*Information supplied*:
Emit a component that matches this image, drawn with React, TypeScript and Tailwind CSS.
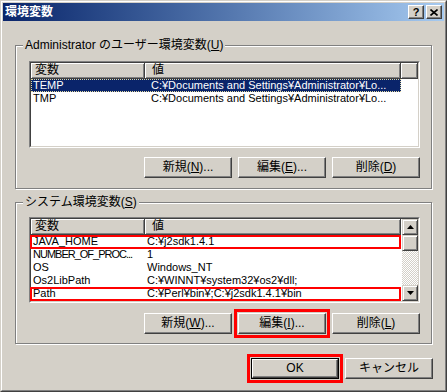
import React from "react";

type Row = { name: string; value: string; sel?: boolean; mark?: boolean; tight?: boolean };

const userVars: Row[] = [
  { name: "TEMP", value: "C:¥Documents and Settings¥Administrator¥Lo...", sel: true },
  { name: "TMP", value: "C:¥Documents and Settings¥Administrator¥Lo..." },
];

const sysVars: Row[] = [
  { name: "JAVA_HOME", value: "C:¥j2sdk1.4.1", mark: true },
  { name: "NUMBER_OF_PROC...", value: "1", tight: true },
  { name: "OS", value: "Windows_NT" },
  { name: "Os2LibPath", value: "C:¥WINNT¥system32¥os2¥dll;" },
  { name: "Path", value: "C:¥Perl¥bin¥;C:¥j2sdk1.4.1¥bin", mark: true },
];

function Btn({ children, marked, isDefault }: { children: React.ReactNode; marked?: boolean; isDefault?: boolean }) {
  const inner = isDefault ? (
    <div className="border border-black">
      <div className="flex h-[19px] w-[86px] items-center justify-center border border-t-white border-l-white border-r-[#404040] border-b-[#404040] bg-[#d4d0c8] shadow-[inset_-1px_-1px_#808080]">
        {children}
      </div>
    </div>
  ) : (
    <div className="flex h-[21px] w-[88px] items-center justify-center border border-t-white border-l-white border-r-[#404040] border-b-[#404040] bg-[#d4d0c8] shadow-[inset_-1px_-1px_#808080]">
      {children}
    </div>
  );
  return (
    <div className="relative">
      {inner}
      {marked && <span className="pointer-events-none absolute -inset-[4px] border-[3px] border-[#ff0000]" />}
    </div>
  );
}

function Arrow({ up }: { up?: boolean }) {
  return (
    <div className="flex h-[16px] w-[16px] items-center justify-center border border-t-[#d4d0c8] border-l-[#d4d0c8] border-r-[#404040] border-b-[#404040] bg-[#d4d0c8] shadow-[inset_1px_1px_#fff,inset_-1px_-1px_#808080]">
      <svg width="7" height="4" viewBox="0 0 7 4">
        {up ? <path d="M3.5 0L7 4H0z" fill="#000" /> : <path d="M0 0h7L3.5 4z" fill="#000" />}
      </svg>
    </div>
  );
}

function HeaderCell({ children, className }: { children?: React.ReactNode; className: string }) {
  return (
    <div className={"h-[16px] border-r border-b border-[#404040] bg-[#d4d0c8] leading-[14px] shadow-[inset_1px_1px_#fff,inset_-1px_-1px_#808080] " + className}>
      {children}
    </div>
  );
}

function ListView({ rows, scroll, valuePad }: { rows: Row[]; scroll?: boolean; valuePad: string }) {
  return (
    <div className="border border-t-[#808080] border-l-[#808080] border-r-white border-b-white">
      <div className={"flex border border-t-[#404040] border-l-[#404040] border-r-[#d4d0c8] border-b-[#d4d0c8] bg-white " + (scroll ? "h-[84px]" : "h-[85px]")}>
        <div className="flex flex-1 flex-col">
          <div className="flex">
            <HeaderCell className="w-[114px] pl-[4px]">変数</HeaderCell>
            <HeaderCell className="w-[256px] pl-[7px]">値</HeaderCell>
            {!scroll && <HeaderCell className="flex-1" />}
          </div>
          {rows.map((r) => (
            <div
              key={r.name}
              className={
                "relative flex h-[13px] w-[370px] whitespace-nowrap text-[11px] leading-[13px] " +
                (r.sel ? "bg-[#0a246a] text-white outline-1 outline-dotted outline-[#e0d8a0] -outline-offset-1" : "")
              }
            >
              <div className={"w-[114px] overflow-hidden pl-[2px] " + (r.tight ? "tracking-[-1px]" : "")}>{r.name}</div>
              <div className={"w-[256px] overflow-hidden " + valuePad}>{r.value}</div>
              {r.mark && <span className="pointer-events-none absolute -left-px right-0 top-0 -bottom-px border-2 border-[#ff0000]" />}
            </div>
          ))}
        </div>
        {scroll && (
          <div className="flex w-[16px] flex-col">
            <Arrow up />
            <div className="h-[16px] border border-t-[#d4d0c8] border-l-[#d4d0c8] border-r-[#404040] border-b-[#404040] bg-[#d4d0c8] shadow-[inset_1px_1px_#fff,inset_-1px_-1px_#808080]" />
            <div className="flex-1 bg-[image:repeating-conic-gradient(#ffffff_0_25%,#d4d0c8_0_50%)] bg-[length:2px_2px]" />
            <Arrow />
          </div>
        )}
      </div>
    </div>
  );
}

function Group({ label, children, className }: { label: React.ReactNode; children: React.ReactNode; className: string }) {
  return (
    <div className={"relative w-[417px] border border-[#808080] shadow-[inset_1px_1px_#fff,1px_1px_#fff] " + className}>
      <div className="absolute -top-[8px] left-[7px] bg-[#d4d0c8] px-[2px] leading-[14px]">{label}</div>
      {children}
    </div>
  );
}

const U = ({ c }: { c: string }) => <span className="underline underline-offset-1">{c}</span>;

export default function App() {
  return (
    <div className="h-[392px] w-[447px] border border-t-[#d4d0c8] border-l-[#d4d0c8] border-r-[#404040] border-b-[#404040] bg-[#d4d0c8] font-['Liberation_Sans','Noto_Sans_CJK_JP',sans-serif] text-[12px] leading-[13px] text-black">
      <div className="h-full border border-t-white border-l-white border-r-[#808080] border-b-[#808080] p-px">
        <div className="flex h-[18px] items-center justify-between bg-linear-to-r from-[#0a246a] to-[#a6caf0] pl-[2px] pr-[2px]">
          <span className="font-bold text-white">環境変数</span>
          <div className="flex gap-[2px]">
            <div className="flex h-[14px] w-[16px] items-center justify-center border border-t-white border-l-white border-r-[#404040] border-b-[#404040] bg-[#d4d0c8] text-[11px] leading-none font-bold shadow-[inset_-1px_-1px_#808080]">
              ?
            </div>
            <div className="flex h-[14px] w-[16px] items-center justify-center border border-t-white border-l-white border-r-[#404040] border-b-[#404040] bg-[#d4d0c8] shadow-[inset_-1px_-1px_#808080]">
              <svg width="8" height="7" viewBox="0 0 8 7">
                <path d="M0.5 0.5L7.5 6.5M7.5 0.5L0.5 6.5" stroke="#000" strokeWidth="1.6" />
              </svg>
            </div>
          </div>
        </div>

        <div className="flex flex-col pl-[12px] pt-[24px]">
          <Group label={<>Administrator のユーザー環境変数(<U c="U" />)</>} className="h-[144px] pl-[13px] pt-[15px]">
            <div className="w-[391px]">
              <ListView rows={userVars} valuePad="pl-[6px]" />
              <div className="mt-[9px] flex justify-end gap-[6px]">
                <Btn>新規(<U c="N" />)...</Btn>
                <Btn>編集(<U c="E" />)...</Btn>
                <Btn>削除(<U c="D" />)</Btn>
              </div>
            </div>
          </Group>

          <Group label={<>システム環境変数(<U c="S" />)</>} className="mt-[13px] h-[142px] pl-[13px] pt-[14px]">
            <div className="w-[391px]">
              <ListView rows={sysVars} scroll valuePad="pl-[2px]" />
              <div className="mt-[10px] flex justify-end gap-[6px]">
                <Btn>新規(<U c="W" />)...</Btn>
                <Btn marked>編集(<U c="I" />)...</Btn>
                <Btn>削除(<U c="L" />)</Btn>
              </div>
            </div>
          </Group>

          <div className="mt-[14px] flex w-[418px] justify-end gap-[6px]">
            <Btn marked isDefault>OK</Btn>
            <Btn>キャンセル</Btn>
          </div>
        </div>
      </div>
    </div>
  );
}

*What to do*: From the opening line of the listing above through the line bearing "string; value: string;", repeat each line exactly. Drop every picture.

*Answer in full*:
Emit a component that matches this image, drawn with React, TypeScript and Tailwind CSS.
import React from "react";

type Row = { name: string; value: string; sel?: boolean; mark?: boolean; tight?: boolean };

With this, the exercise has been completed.